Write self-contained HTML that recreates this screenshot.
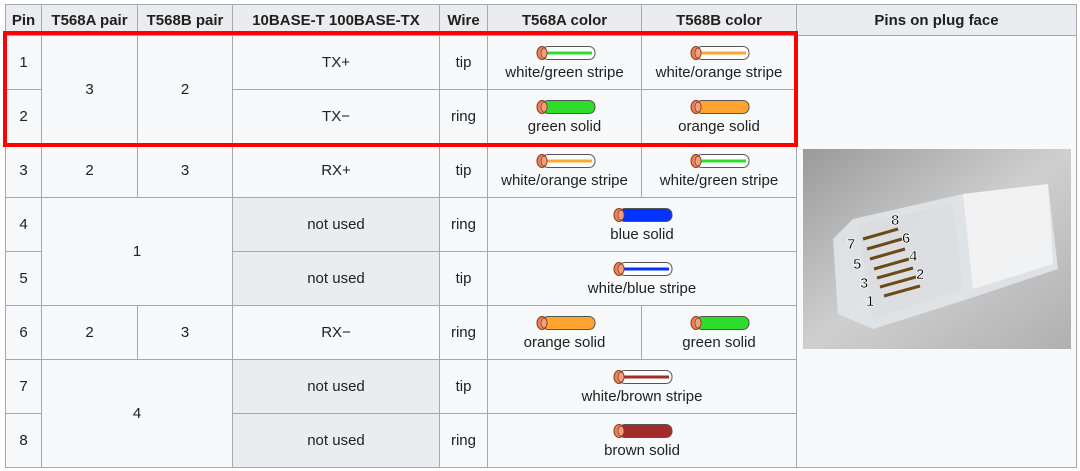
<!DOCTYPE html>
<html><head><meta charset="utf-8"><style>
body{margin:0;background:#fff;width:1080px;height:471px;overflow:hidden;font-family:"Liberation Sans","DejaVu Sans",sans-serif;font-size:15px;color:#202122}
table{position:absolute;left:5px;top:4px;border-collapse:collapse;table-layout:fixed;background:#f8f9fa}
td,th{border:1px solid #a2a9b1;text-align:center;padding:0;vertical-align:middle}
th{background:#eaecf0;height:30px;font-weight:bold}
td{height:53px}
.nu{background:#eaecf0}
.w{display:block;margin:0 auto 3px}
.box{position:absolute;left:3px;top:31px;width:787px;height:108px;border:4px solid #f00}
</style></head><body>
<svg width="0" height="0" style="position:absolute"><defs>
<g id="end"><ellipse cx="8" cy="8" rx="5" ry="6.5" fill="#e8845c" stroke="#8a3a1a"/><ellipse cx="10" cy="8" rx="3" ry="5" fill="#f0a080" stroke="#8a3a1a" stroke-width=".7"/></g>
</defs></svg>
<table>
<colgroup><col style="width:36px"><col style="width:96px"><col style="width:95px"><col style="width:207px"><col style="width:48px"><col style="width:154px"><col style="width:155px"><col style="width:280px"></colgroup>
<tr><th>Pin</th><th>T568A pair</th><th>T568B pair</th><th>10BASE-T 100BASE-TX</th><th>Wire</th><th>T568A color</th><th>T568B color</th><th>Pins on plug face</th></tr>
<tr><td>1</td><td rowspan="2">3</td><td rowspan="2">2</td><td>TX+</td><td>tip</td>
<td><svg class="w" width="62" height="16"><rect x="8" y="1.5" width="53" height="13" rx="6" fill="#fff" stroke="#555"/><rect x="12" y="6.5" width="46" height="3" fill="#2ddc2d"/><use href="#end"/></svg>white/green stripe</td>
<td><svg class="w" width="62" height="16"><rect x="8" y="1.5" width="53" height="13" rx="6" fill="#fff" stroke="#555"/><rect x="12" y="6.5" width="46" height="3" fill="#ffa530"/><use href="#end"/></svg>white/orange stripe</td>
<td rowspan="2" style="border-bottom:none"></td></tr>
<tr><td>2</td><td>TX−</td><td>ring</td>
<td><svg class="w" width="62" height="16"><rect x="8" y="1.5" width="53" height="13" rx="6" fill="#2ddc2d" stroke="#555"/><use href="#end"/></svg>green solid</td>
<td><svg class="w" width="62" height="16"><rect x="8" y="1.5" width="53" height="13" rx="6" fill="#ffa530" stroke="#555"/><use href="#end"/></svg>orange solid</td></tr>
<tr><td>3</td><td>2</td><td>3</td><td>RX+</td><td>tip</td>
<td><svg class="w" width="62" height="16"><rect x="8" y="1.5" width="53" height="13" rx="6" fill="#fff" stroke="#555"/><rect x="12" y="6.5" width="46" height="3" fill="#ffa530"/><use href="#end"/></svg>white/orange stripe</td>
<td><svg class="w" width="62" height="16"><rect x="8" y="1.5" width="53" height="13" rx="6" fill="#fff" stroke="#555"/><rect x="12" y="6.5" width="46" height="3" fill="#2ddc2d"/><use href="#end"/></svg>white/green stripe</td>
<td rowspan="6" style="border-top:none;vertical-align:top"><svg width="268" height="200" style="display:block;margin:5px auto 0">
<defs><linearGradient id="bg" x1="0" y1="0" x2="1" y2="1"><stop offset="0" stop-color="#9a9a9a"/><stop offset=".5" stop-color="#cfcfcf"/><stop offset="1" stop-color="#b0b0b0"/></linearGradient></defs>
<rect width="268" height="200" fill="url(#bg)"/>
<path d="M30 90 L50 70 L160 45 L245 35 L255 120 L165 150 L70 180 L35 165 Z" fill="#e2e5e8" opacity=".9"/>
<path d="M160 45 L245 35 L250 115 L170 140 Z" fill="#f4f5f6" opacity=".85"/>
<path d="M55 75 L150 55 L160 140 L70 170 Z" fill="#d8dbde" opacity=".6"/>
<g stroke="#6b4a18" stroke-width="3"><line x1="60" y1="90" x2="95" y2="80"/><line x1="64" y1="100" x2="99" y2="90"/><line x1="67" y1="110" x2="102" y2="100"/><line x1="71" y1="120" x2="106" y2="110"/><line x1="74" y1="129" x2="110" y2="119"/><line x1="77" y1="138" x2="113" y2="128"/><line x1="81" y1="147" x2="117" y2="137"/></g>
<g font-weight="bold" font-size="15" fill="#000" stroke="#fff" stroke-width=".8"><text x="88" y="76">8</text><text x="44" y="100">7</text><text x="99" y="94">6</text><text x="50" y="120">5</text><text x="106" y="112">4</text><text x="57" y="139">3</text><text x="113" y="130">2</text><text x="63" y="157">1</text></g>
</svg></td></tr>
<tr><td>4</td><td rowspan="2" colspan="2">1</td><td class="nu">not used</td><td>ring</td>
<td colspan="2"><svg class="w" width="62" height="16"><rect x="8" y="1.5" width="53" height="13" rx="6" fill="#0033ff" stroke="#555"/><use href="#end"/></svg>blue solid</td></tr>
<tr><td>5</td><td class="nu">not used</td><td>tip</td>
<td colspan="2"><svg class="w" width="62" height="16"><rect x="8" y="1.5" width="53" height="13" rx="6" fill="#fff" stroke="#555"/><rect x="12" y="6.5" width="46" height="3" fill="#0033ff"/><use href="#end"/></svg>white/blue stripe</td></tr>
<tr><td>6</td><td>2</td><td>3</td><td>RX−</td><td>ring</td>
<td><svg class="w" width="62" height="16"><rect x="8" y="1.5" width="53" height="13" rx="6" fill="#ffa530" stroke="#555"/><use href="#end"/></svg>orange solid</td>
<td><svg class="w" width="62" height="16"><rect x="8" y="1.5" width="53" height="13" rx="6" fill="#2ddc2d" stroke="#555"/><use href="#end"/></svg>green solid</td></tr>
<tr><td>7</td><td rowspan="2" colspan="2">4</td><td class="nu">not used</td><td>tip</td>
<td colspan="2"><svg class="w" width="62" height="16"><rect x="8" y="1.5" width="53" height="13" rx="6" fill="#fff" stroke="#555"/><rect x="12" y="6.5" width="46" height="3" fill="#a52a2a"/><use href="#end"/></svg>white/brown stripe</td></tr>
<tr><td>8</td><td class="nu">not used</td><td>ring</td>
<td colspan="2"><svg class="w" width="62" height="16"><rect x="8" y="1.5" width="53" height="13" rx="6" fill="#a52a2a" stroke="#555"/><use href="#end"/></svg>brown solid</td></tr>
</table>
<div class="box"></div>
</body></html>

==

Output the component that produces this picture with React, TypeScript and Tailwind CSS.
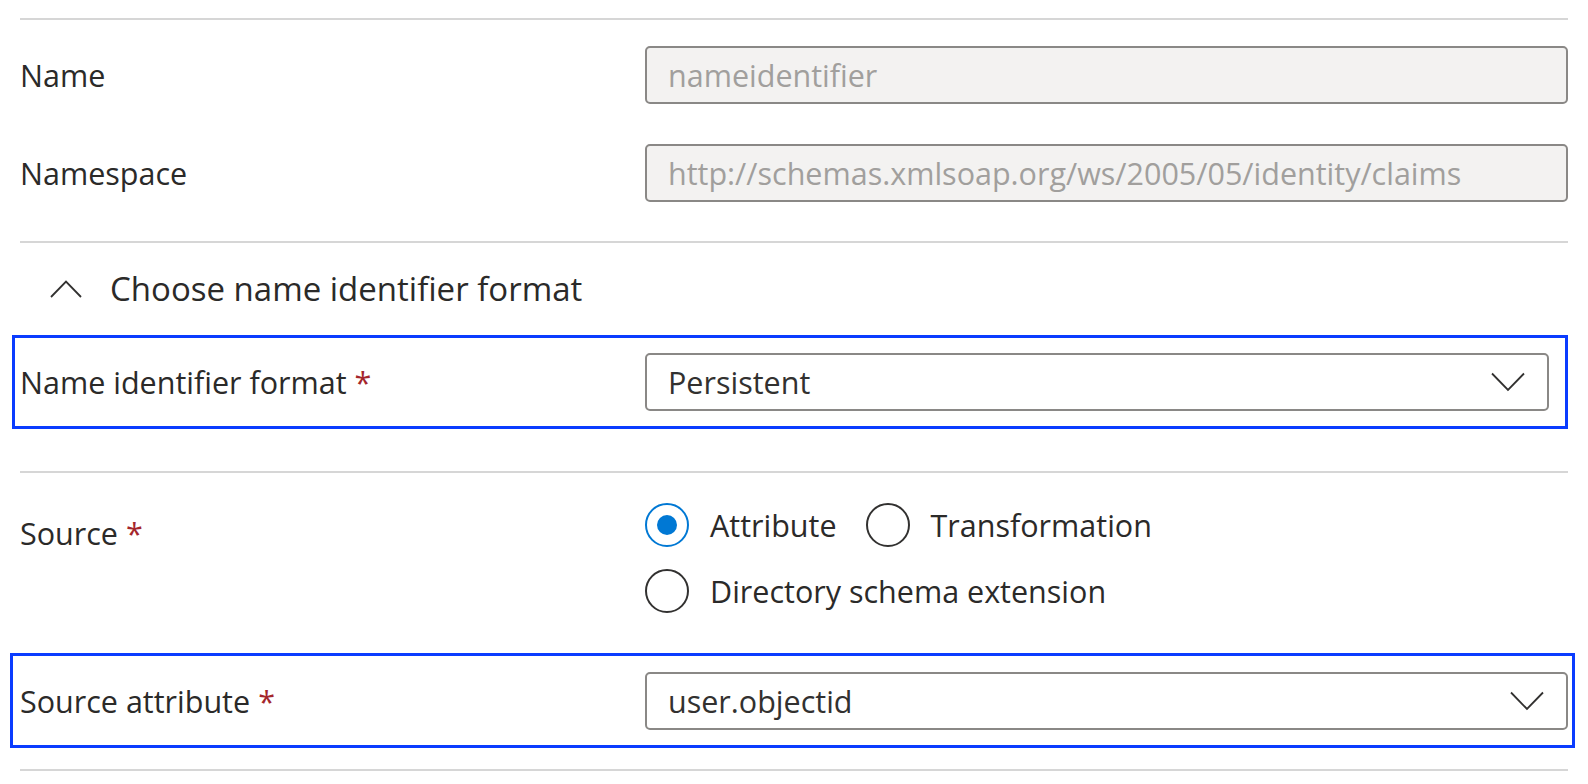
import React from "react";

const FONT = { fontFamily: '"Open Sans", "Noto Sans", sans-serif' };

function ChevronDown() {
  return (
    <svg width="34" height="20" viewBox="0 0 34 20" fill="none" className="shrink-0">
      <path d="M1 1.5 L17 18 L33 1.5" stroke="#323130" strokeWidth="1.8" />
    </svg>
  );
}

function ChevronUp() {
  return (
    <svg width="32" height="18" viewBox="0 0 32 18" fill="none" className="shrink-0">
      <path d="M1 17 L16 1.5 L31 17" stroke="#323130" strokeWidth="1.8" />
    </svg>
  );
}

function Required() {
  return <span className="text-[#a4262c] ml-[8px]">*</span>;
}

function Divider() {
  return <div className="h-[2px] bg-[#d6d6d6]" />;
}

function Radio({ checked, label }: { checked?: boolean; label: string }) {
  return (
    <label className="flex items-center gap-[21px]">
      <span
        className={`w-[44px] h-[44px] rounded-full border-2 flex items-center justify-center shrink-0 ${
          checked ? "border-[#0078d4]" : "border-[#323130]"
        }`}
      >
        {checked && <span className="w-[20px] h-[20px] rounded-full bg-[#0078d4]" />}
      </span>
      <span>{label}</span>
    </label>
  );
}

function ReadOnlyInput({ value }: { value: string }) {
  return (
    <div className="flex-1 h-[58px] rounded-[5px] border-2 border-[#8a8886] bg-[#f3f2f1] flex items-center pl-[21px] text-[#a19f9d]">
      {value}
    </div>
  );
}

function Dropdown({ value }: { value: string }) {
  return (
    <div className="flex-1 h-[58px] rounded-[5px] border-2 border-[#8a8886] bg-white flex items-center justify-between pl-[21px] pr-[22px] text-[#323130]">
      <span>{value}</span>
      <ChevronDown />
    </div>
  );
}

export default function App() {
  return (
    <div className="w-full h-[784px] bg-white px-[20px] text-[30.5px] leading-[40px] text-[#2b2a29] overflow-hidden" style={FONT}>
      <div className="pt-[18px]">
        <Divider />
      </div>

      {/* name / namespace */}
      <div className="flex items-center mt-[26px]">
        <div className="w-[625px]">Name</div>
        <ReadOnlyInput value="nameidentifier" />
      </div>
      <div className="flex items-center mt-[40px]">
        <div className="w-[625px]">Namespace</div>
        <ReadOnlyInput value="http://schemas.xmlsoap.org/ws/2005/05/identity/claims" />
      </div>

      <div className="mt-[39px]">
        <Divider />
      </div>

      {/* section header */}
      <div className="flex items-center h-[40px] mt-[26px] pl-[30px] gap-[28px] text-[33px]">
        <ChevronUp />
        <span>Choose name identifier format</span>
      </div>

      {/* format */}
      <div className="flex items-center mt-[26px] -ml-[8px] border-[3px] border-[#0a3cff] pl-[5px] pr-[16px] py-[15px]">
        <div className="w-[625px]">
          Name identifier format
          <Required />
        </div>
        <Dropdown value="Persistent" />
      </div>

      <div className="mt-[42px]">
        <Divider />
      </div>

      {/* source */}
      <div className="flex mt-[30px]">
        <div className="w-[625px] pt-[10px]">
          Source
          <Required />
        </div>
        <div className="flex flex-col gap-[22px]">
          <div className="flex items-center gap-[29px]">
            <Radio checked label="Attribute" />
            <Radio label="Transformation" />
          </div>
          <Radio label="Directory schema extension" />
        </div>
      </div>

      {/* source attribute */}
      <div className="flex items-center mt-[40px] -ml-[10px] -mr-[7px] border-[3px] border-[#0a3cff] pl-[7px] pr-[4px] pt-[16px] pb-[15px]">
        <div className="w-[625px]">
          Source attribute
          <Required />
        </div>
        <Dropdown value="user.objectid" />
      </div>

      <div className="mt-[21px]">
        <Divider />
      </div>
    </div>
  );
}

*Stated task*. Which lines above contain "that"? Show each of them.

*Task result*.
Write self-contained HTML that recreates this screenshot.
Output the component that produces this picture with React, TypeScript and Tailwind CSS.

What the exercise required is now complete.